British butchers should sell New Zealand lamb rather than local lamb to combat global warming, a study claims.
The study, by the Consultative Group on International Agricultural Research, has found food production accounts for 29 per cent of man-made greenhouse house gases.
The figure is twice the 14 per cent estimated by the United Nations, and accounts for every aspect of food production and distribution - including growing crops and raising livestock, manufacturing fertiliser, and storing, transporting and refrigerating food.
Feeding the world, the researchers claim, releases up to 17,000 megatonnes of carbon dioxide into the atmosphere annually.
The report, Climate Change and Food Systems, suggested Britain would be better off importing lamb from New Zealand as Kiwi farming methods produce half as much greenhouse gases as those used in Britain.

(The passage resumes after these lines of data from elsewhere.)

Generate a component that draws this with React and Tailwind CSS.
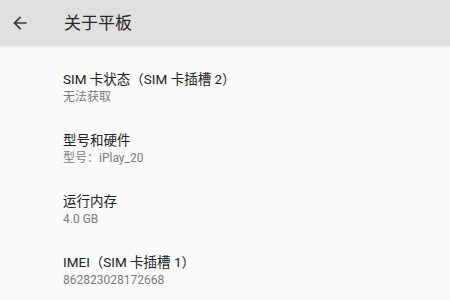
import React from "react";

const rows = [
  { title: "SIM 卡状态（SIM 卡插槽 2）", sub: "无法获取" },
  { title: "型号和硬件", sub: "型号：iPlay_20" },
  { title: "运行内存", sub: "4.0 GB" },
  { title: "IMEI（SIM 卡插槽 1）", sub: "862823028172668" },
];

export default function App() {
  return (
    <div
      className="w-[450px] h-[300px] overflow-hidden bg-[#fafafa] flex flex-col"
      style={{ fontFamily: '"Roboto", "Noto Sans CJK SC", sans-serif' }}
    >
      <div className="h-[46px] shrink-0 bg-[#e0e0e0] flex items-center shadow-[0_1px_2px_rgba(0,0,0,0.08)]">
        <div className="w-[64px] pl-[10px] flex items-center">
          <svg width="20" height="20" viewBox="0 0 24 24" fill="#3a3a3a">
            <path d="M20 11H7.83l5.59-5.59L12 4l-8 8 8 8 1.41-1.41L7.83 13H20v-2z" />
          </svg>
        </div>
        <div className="text-[17px] text-[#262626] leading-none">关于平板</div>
      </div>
      <div className="flex flex-col pl-[63px] pt-[23px]">
        {rows.map((r) => (
          <div key={r.title} className="h-[61px] flex flex-col">
            <div className="text-[13.5px] leading-[20px] text-[#222222]">{r.title}</div>
            <div className="text-[12px] leading-[16px] text-[#7a7a7a]">{r.sub}</div>
          </div>
        ))}
      </div>
    </div>
  );
}
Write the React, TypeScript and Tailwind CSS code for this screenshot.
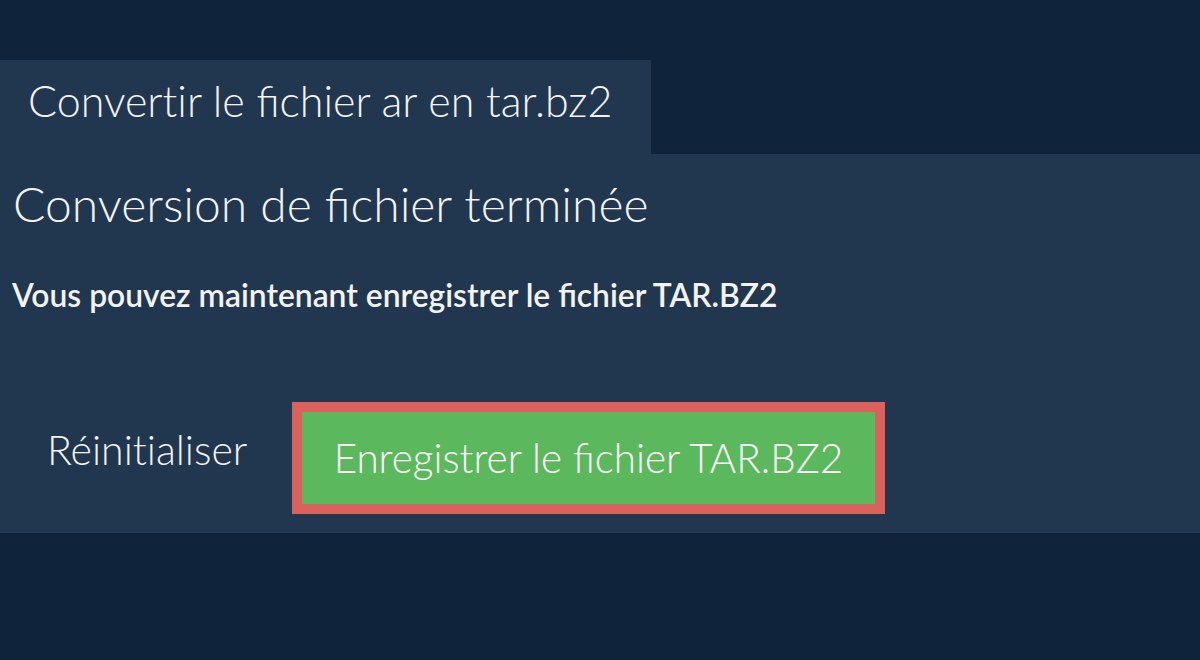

The full "Climate Change and Food Systems" report is behind a pay wall but the abstract can be read here.
Britain's National Farmers Union representative Nathan Alleyne told the Daily Mail: "I don't think we'd be coming out in support of that measure, but we'd need to read the report before commenting on it."
While New Zealand's farming methods may be better than those used in Britain, the report said growing food for sheep, cows and pigs uses more land and produces more greenhouse gases than producing crops for human consumption.
The report, which was published in the 2012 Annual Review of Environment and Resources, also suggested China could cut emissions with more efficient manufacture of fertilisers.
"The food-related emissions and, conversely, the impacts of climate change on agriculture and the food system, will profoundly alter the way we grow and produce food.
"This will affect different parts of the world in radically different ways, but all regions will have to change their current approach to what they grow and eat," said Sonja Vermeulen, the lead author of Climate Change and Food Security.
A second CGIAR report, Recalibrating Food Production in the Developing World, suggested climate change is going to reduce yields of three of the developing world's largest crops - maize, wheat and rice.
Farmers could be forced to turn to more flood and drought-tolerant crops, such as yam, barley, cowpea, millet, lentils, cassava and bananas, the report said.
"We are coming to terms with the fact that agriculture is a critical player in climate change," Frank Rijsberman, chief executive of CGIAR, said. "Not only are emissions from agriculture much larger than previously estimated, but with weather records being set every month as regional climates adjust and reset, there is an urgent need for research that helps smallholder farmers adapt to the new normal."
Bruce Campbell, who heads the CGIAR research programme on climate change, agriculture and food security, said: "Farmers around the world, especially smallholder farmers in developing countries, need access to the latest science, more resources and advanced technology. This research serves as an urgent call for negotiators at the upcoming United Nations Framework Convention on Climate Change (UNFCCC) in Doha."